Desde
hace más de treinta años soy profesor. Y si algo he aprendido en todo este
tiempo es que dirigirme a esos estudiantes que son mis interlocutores es algo
que no podría hacer sino desde esas palabras que son ecos de mi camino y mi
memoria. Al hablar a mis alumnos lo hago desde esas mismas voces que escribo y
vivo. Distingo en la enseñanza y en la escritura acciones muy semejantes.
Hablar a los estudiantes que son mis interlocutores es algo que no puedo hacer
sino desde mi experiencia.
Pareciera como si escribir dentro de los
espacios de la Academia obligase a quien lo hace a deslindarse de su voz para hablar
sólo con las entonaciones del especialismo o con voces prestadas por otros.
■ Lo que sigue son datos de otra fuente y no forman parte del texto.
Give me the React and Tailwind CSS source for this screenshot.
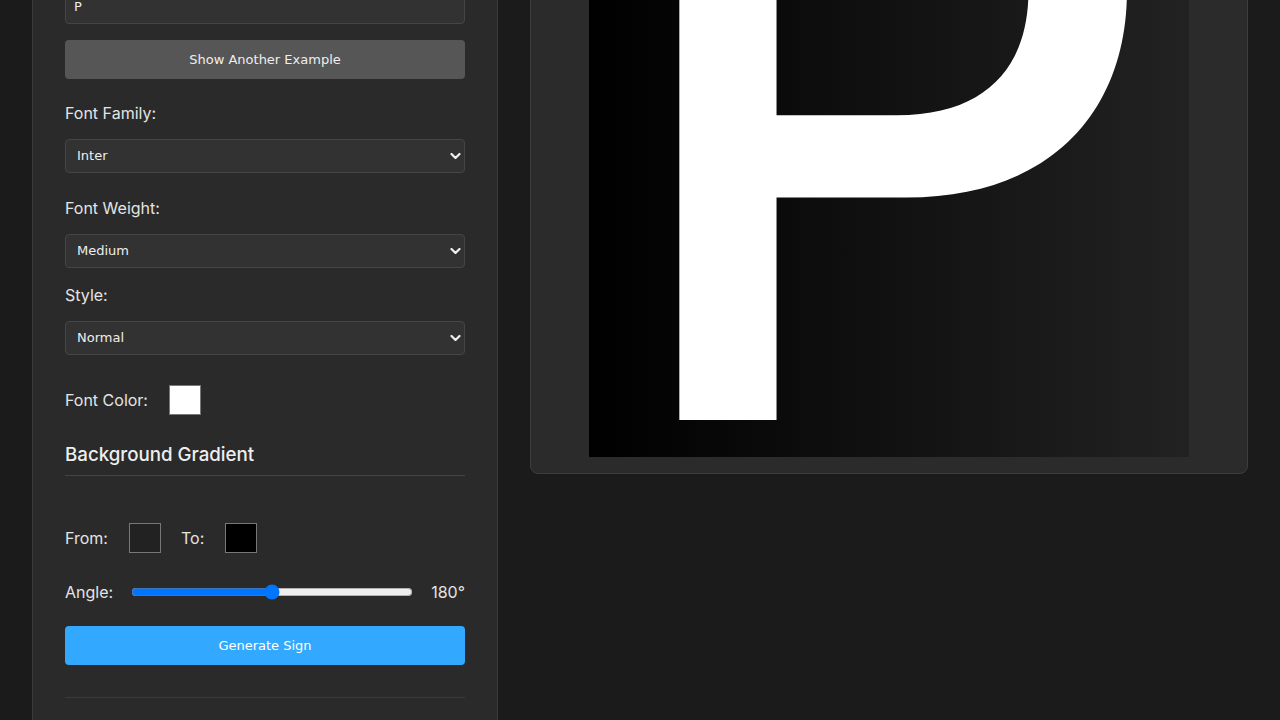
import React from "react";

function Chevron() {
  return (
    <svg
      className="pointer-events-none absolute right-[4px] top-1/2 -translate-y-1/2"
      width="11"
      height="7"
      viewBox="0 0 11 7"
      fill="none"
    >
      <polyline points="1.5,1.5 5.5,5.5 9.5,1.5" stroke="#f0f0f0" strokeWidth="2.2" strokeLinecap="round" strokeLinejoin="round" />
    </svg>
  );
}

function SelectBox({ value, options }) {
  return (
    <div className="relative">
      <select
        defaultValue={value}
        className="block h-[34px] w-full appearance-none rounded-[4px] border border-[#454545] bg-[#323232] pl-[11px] pr-6 font-['DejaVu_Sans',sans-serif] text-[13px] text-[#eeeeee] outline-none"
      >
        {options.map((o) => (
          <option key={o}>{o}</option>
        ))}
      </select>
      <Chevron />
    </div>
  );
}

function Swatch({ color }) {
  return <div className="h-[30px] w-[32px] shrink-0 border border-[#777777]" style={{ backgroundColor: color }} />;
}

export default function App() {
  return (
    <div className="h-screen overflow-hidden bg-[#1b1b1b]">
      <div className="-mt-[192px] flex pl-8 font-['Inter',sans-serif] text-[#e4e4e4]">
        <aside className="w-[466px] shrink-0 border-x border-[#3a3a3a] bg-[#2a2a2a] px-8 pt-8 pb-24">
          <h2 className="mb-[79px] text-2xl font-semibold leading-8 text-white">Sign Generator</h2>
          <label className="block text-base leading-6">Text:</label>
          <input
            defaultValue="P"
            className="mt-[14px] block h-[35px] w-full rounded-[4px] border border-[#454545] bg-[#323232] px-2 font-['DejaVu_Sans',sans-serif] text-[13px] text-[#eeeeee] outline-none"
          />
          <button className="mt-4 block h-[39px] w-full rounded-[4px] bg-[#565656] font-['DejaVu_Sans',sans-serif] text-[13px] text-[#eeeeee]">
            Show Another Example
          </button>

          <label className="mt-[22px] block text-base leading-6">Font Family:</label>
          <div className="mt-[14px]">
            <SelectBox value="Inter" options={["Inter", "Roboto", "Lato", "Open Sans", "Noto Sans"]} />
          </div>

          <label className="mt-[23px] block text-base leading-6">Font Weight:</label>
          <div className="mt-[14px]">
            <SelectBox value="Medium" options={["Regular", "Medium", "Semi Bold", "Bold"]} />
          </div>

          <label className="mt-[15px] block text-base leading-6">Style:</label>
          <div className="mt-[14px]">
            <SelectBox value="Normal" options={["Normal", "Italic"]} />
          </div>

          <div className="mt-[30px] flex items-center">
            <span className="mr-[21px] text-base leading-6">Font Color:</span>
            <Swatch color="#ffffff" />
          </div>

          <h3 className="mt-[26px] border-b border-[#444444] pb-[6px] text-[18.72px] leading-7 font-medium text-[#eeeeee]">
            Background Gradient
          </h3>

          <div className="mt-[47px] flex items-center">
            <span className="mr-[21px] text-base leading-6">From:</span>
            <Swatch color="#222222" />
            <span className="ml-5 mr-[21px] text-base leading-6">To:</span>
            <Swatch color="#000000" />
          </div>

          <div className="mt-[27px] flex h-6 items-center gap-[18px]">
            <span className="text-base leading-6">Angle:</span>
            <input type="range" min="0" max="360" defaultValue="180" className="m-0 min-w-0 flex-1" />
            <span className="text-base leading-6">180°</span>
          </div>

          <button className="mt-[22px] block h-[39px] w-full rounded-[4px] bg-[#33a8ff] font-['DejaVu_Sans',sans-serif] text-[13px] text-white">
            Generate Sign
          </button>

          <div className="mt-8 border-t border-[#3a3a3a]" />
        </aside>

        <main className="min-w-0 flex-1 p-8">
          <div className="flex justify-center rounded-lg border border-[#3d3d3d] bg-[#2b2b2b] p-4">
            <div className="relative h-[600px] w-[600px] shrink-0 overflow-hidden bg-[linear-gradient(to_right,#000000,#222222)]">
              <span className="absolute left-[20px] top-[-191px] whitespace-nowrap font-['Inter',sans-serif] text-[873px] leading-none font-medium text-white">
                P
              </span>
            </div>
          </div>
        </main>
      </div>
    </div>
  );
}
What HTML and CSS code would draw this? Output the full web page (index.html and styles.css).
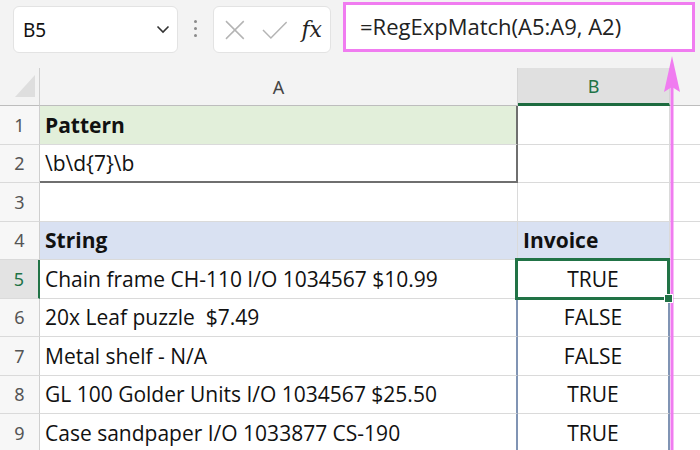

Nunca he podido entender por qué tanto temor en muchos intelectuales a
expresarse desde la propia conciencia ni por qué de tanto esfuerzo por escoger
el tono más impersonal a la hora de decir. Paradoja de una palabra –lo más
humano de lo humano- empeñada en negar la humanidad de su expresión. ¿Por qué
la voz de las ideas, que busca argumentos, que trata de dar forma al
pensamiento, tiene que ser pesada, obesa, densa, torpe? ¿Por qué no disfrutar
de la belleza de esas palabras que, además de su condición estética, nos
convenzan con sus razones, nos conmuevan con las verdades que ellas transmiten?